Quantum Threat to Bitcoin’s Lost Satoshi Coins via Exposed P2PK Keys
A new analysis argues that the most acute quantum computing risk to Bitcoin may not be general private-key cracking, but rather a subset of early coins tied to fully exposed P2PK outputs. In the article, Satoshi’s remaining estimated supply of roughly 600,000–1,000,000 BTC is described as largely in P2PK format, where the full public key is permanently written on-chain, enabling attackers to attempt quantum-based key recovery once conditions allow.
The piece stresses that Bitcoin cannot simply “migrate” away from vulnerable addresses because UTXOs are locked by scripts and only the private-key holder can authorize spending. While standards bodies have published post-quantum cryptography guidance (and the article references proposals such as QRAMP), the hardest case is when the public key is already exposed but the likely key holder (Satoshi/Patoshi) is absent. That creates a dilemma:
If the coins move, markets face an unresolved question about who controls them—true Satoshi, a legal inheritor, or a successful quantum attack.

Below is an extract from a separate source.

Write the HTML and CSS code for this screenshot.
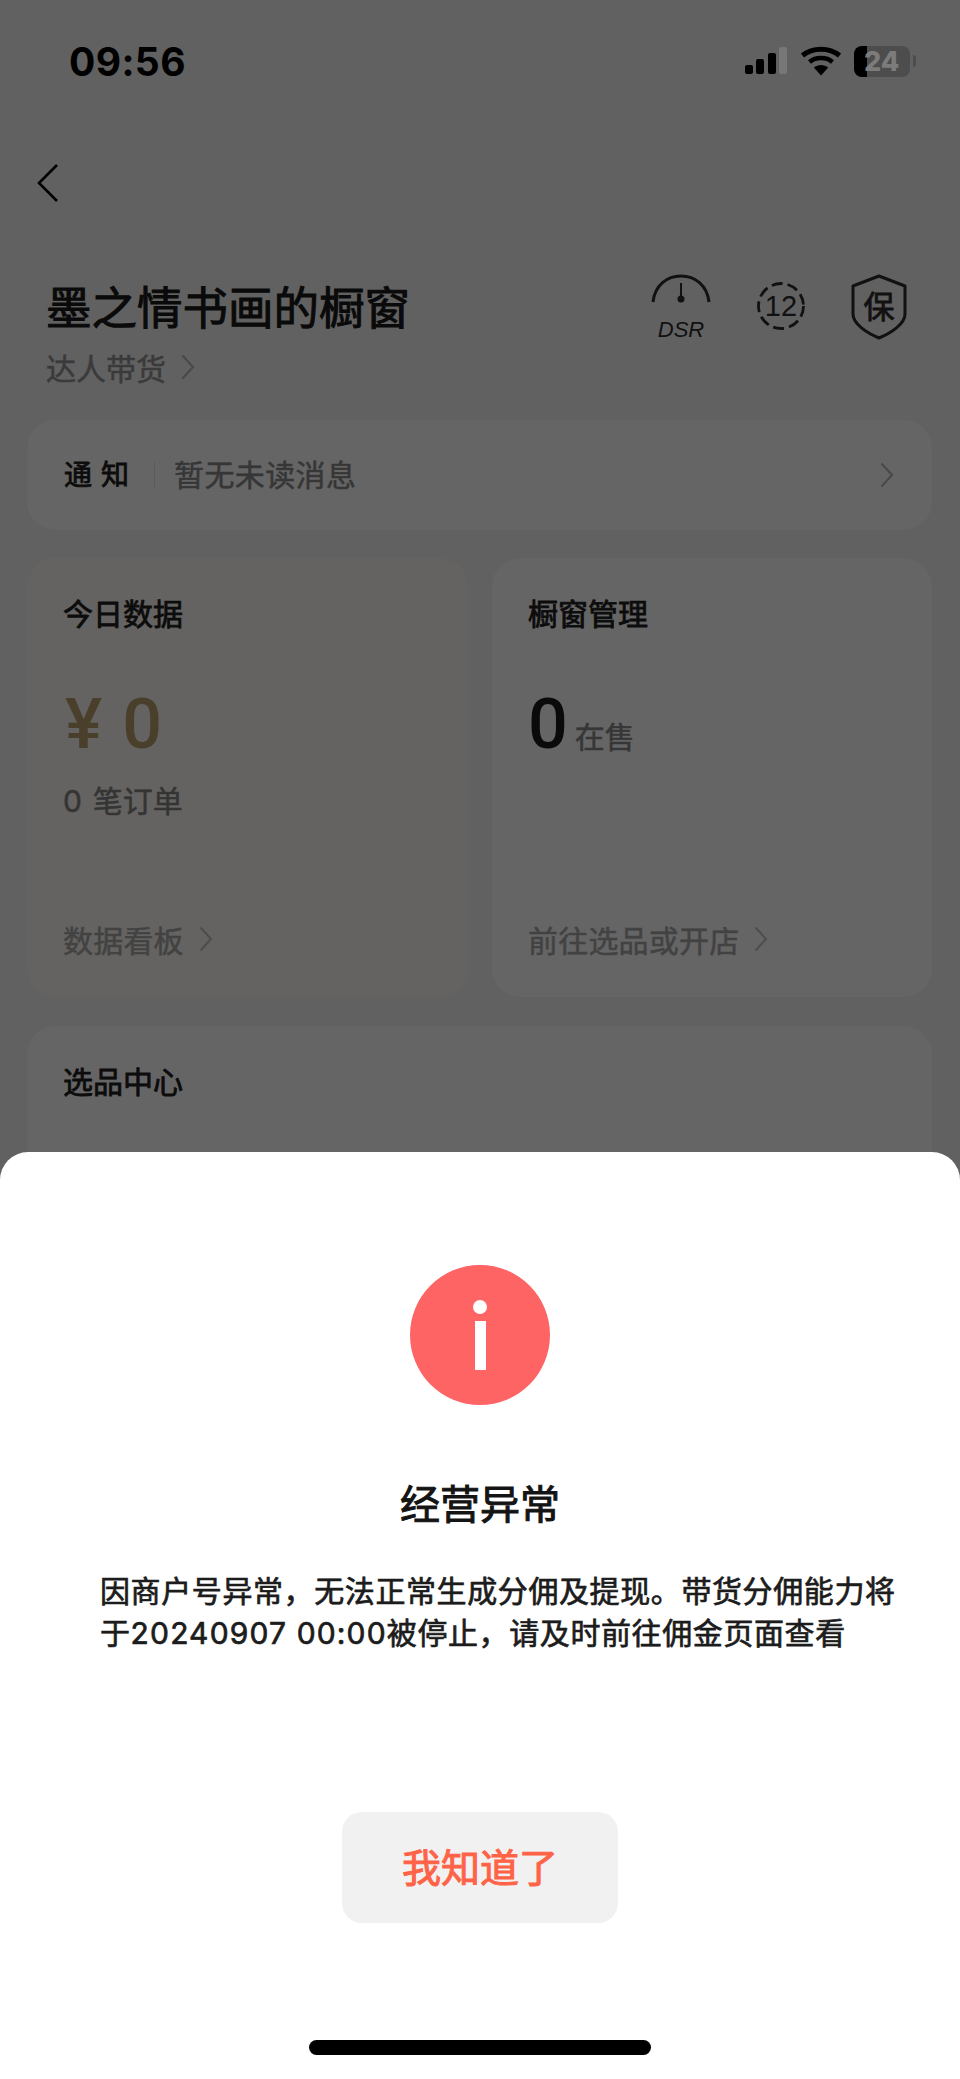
FILE: index.html
```html
<!DOCTYPE html>
<html lang="zh-CN">
<head>
<meta charset="utf-8">
<title>墨之情书画的橱窗</title>
<link rel="stylesheet" href="styles.css">
</head>
<body>
<div class="page">
  <header class="status">
    <span class="time">09:56</span>
    <div class="status-icons">
      <svg class="signal" width="44" height="30" viewBox="0 0 44 30">
        <rect x="0" y="19" width="8" height="9" rx="2" fill="#000"/>
        <rect x="11" y="13" width="8" height="15" rx="2" fill="#000"/>
        <rect x="23" y="7" width="8" height="21" rx="2" fill="#000"/>
        <rect x="34" y="1" width="8" height="27" rx="2" fill="#777"/>
      </svg>
      <svg class="wifi" width="40" height="30" viewBox="0 0 40 30">
        <path d="M1.500 9.500C11.500 1 28.500 1 38.500 9.500" fill="none" stroke="#000" stroke-width="5"/>
        <path d="M8.500 16C14.500 10.800 25.500 10.800 31.500 16" fill="none" stroke="#000" stroke-width="4.500"/>
        <path d="M12.800 21.500C17 18 23 18 27.200 21.500L20 29.500Z" fill="#000"/>
      </svg>
      <div class="battery">
        <span class="battery-fill"></span>
        <span class="battery-num">24</span>
      </div>
      <span class="battery-tip"></span>
    </div>
  </header>

  <nav class="nav">
    <svg width="22" height="40" viewBox="0 0 22 40">
      <path d="M20 2 2 20l18 18" fill="none" stroke="#000" stroke-width="2.600"/>
    </svg>
  </nav>

  <section class="head">
    <div class="head-text">
      <h1 class="shop">墨之情书画的橱窗</h1>
      <div class="role">达人带货
        <svg class="chev" width="14" height="26" viewBox="0 0 14 26"><path d="M1.500 1.500 12 13 1.500 24.500" fill="none" stroke="#484848" stroke-width="2"/></svg>
      </div>
    </div>
    <div class="badges">
      <svg width="60" height="74" viewBox="0 0 60 74">
        <path d="M2 28C4 11 16 2 30 2s26 9 28 26" fill="none" stroke="#111" stroke-width="3"/>
        <path d="M30 9v17" stroke="#111" stroke-width="2"/>
        <circle cx="30" cy="25" r="3.500" fill="#111"/>
        <text class="dsr" x="30" y="63" text-anchor="middle">DSR</text>
      </svg>
      <svg class="badge-year" width="50" height="50" viewBox="0 0 50 50">
        <circle cx="25" cy="25" r="22.500" fill="none" stroke="#111" stroke-width="2.800" stroke-dasharray="11 5"/>
        <text class="twelve" x="25" y="35" text-anchor="middle">12</text>
      </svg>
      <svg width="56" height="66" viewBox="0 0 56 66">
        <path d="M28 2 54 12V40C54 50 40 59 28 64 16 59 2 50 2 40V12Z" fill="none" stroke="#111" stroke-width="3" stroke-linejoin="round"/>
        <text class="bao" x="28" y="44" text-anchor="middle">保</text>
      </svg>
    </div>
  </section>

  <section class="notice card">
    <span class="notice-label">通知</span>
    <span class="notice-rule"></span>
    <span class="notice-text">暂无未读消息</span>
    <svg class="notice-chev" width="14" height="26" viewBox="0 0 14 26"><path d="M1.500 1.500 12 13 1.500 24.500" fill="none" stroke="#484848" stroke-width="2"/></svg>
  </section>

  <section class="duo">
    <article class="card panel panel-warm">
      <h2 class="panel-title">今日数据</h2>
      <div class="amount"><span class="yen">¥</span><span class="amount-num">0</span></div>
      <div class="orders"><span class="orders-num">0</span> 笔订单</div>
      <div class="panel-foot">数据看板
        <svg class="chev" width="14" height="26" viewBox="0 0 14 26"><path d="M1.500 1.500 12 13 1.500 24.500" fill="none" stroke="#4d4d4d" stroke-width="2"/></svg>
      </div>
    </article>
    <article class="card panel">
      <h2 class="panel-title">橱窗管理</h2>
      <div class="amount"><span class="count-num">0</span><span class="count-label">在售</span></div>
      <div class="panel-foot">前往选品或开店
        <svg class="chev" width="14" height="26" viewBox="0 0 14 26"><path d="M1.500 1.500 12 13 1.500 24.500" fill="none" stroke="#4d4d4d" stroke-width="2"/></svg>
      </div>
    </article>
  </section>

  <section class="card picks">
    <h2 class="panel-title">选品中心</h2>
  </section>

  <aside class="sheet">
    <div class="alert-icon"><span class="alert-dot"></span><span class="alert-stem"></span></div>
    <h3 class="sheet-title">经营异常</h3>
    <div class="sheet-body">
      <p class="sheet-line">因商户号异常，无法正常生成分佣及提现。带货分佣能力将</p>
      <p class="sheet-line"><span>于</span><span class="sheet-num">20240907 00:00</span><span>被停止，请及时前往佣金页面查看</span></p>
    </div>
    <button class="sheet-btn" type="button">我知道了</button>
    <span class="home-bar"></span>
  </aside>
</div>
</body>
</html>
```

FILE: styles.css
```css
* { box-sizing: border-box; }
html, body { margin: 0; padding: 0; }
body { font-family: "Noto Sans CJK SC", "Noto Sans", sans-serif; color: #111; }
h1, h2, h3, p { margin: 0; font-weight: 400; }

.page {
  position: relative;
  width: 960px;
  height: 2079px;
  overflow: hidden;
  background: #616161;
}

.status {
  height: 122px;
  padding: 0 44px 0 69px;
  display: flex;
  align-items: center;
  justify-content: space-between;
}
.time { font: 700 39px/1 "Inter", sans-serif; color: #000; letter-spacing: .4px; }
.status-icons { display: flex; align-items: center; }
.signal { margin-right: 12px; }
.wifi { margin-right: 13px; }
.battery {
  position: relative;
  width: 56px;
  height: 31px;
  border-radius: 8px;
  background: #4d4d4d;
  overflow: hidden;
}
.battery-fill { display: block; width: 13px; height: 100%; background: #000; }
.battery-num {
  position: absolute;
  left: 10px;
  top: 0;
  font: 800 27px/31px "Inter", sans-serif;
  color: #7c7c7c;
}
.battery-tip {
  width: 3px;
  height: 12px;
  margin-left: 3px;
  border-radius: 0 3px 3px 0;
  background: #4d4d4d;
}

.nav { height: 122px; padding-left: 37px; display: flex; align-items: center; }

.head {
  height: 145px;
  padding: 0 53px 0 46px;
  display: flex;
  justify-content: space-between;
  align-items: flex-start;
}
.shop {
  margin-top: 31px;
  font-size: 45.500px;
  line-height: 60px;
  color: #0a0a0a;
  -webkit-text-stroke: 1px #0a0a0a;
}
.role {
  margin-top: 12px;
  display: flex;
  align-items: center;
  font-size: 30px;
  line-height: 40px;
  color: #3a3a3a;
  -webkit-text-stroke: .5px #3a3a3a;
}
.chev { margin-left: 15px; }
.badges { margin-top: 30px; display: flex; align-items: flex-start; gap: 45px; }
.badge-year { margin-top: 7px; }
.dsr { font: italic 400 22px "Liberation Sans", sans-serif; fill: #111; }
.twelve { font: 400 29px "Liberation Sans", sans-serif; fill: #111; }
.bao { font: 400 31px "Noto Sans CJK SC", sans-serif; fill: #111; stroke: #111; stroke-width: .8px; }

.card { background: #656565; border-radius: 28px; }

.notice {
  margin: 31px 28px 0 27px;
  height: 110px;
  padding: 0 38px 0 37px;
  display: flex;
  align-items: center;
}
.notice-label {
  width: 74px;
  margin-bottom: 5px;
  font-size: 28px;
  line-height: 40px;
  letter-spacing: 9px;
  color: #0c0c0c;
  -webkit-text-stroke: .8px #0c0c0c;
}
.notice-rule { width: 1px; height: 27px; margin-left: 16px; margin-right: 19px; background: #5a5a5a; }
.notice-text {
  margin-bottom: 5px;
  font-size: 30px;
  line-height: 40px;
  letter-spacing: .4px;
  color: #363636;
  -webkit-text-stroke: .5px #363636;
}
.notice-chev { margin-left: auto; }

.duo {
  margin: 28px 28px 0 27px;
  height: 439px;
  display: grid;
  grid-template-columns: 441px 440px;
  gap: 24px;
}
.panel {
  padding: 34px 36px 38px;
  display: flex;
  flex-direction: column;
}
.panel-warm { background: #646361; }
.panel-title {
  font-size: 30px;
  line-height: 40px;
  color: #0c0c0c;
  -webkit-text-stroke: .8px #0c0c0c;
}
.amount {
  margin-top: 57px;
  height: 70px;
  display: flex;
  align-items: baseline;
  font: 500 70px/70px "Roboto", sans-serif;
}
.yen { color: #4a3f2a; font-size: 70px; margin-left: 2px; margin-right: 20px; }
.amount-num { color: #4a3f2a; }
.count-num { color: #0a0a0a; }
.count-label {
  margin-left: 7px;
  font: 400 30px/40px "Noto Sans CJK SC", sans-serif;
  color: #363636;
  -webkit-text-stroke: .5px #363636;
}
.orders {
  margin-top: 20px;
  font-size: 30px;
  line-height: 40px;
  color: #343434;
  -webkit-text-stroke: .5px #343434;
}
.orders-num { font-family: "Inter", sans-serif; margin-right: 4px; }
.panel-foot {
  margin-top: auto;
  display: flex;
  align-items: center;
  font-size: 30px;
  line-height: 40px;
  letter-spacing: .2px;
  color: #424242;
  -webkit-text-stroke: .5px #424242;
}
.picks { margin: 29px 28px 0 27px; height: 200px; padding: 34px 36px; }

.sheet {
  position: absolute;
  left: 0;
  right: 0;
  top: 1152px;
  bottom: 0;
  padding-top: 113px;
  background: #fff;
  border-radius: 28px 28px 0 0;
  display: flex;
  flex-direction: column;
  align-items: center;
}
.alert-icon {
  width: 140px;
  height: 140px;
  border-radius: 50%;
  background: #ff6464;
  display: flex;
  flex-direction: column;
  align-items: center;
  padding-top: 35px;
}
.alert-dot { width: 14px; height: 14px; border-radius: 50%; background: #fff; }
.alert-stem { width: 11px; height: 49px; margin-top: 7px; background: #fff; }
.sheet-title {
  margin-top: 70px;
  font-size: 40px;
  line-height: 54px;
  color: #141414;
  -webkit-text-stroke: 1px #141414;
}
.sheet-body {
  align-self: flex-start;
  width: 820px;
  margin: 41px 0 0 100px;
  font-family: "Inter", "Noto Sans CJK SC", sans-serif;
  font-size: 30px;
  line-height: 42px;
  letter-spacing: .6px;
  color: #1c1c1c;
  -webkit-text-stroke: .7px #1c1c1c;
}
.sheet-line { white-space: nowrap; }
.sheet-num { letter-spacing: 1.150px; }
.sheet-btn {
  margin-top: 158px;
  width: 276px;
  height: 111px;
  padding: 0 0 4px;
  border: 0;
  border-radius: 20px;
  background: #f1f1f1;
  font: 400 39px/1 "Noto Sans CJK SC", sans-serif;
  color: #ff6347;
  -webkit-text-stroke: 1px #ff6347;
}
.home-bar {
  position: absolute;
  left: 309px;
  bottom: 24px;
  width: 342px;
  height: 15px;
  border-radius: 8px;
  background: #000;
}
```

If they remain unmoved, those coins could become higher-value targets as quantum capability advances.
The article also frames the issue as a governance and trust problem for Bitcoin: potential intervention (freezing via hard fork) could damage the immutability narrative; non-intervention risks theft. It highlights downstream impacts on institutional sentiment, mining/infrastructure investment assumptions, and custody compliance timelines for post-quantum security upgrades.
Bearish
This is structurally a negative narrative for Bitcoin risk pricing. The article’s core claim is that a known subset of early Bitcoin (P2PK) has fully exposed public keys, making “quantum-era” risk more specific than the usual assumption that public-key info only appears at spend-time. That raises the probability of a future headline shock where either (a) dormant coins move and legitimacy is disputed, or (b) markets price a persistent tail risk that those coins will be targeted as quantum capability improves.
In the short term, traders could react with volatility around Bitcoin as a “governance/immutability” stress test—similar to prior periods when major protocol or security assumptions were challenged (e.g., past hard-fork debates or custody/ETF-related disclosure concerns). In the long term, the real market impact depends on whether community coordination toward post-quantum address migration can reduce uncertainty without undermining immutability; absent clear action, institutions may demand higher risk premia and custody providers may face cost pass-through, which can pressure sentiment and liquidity.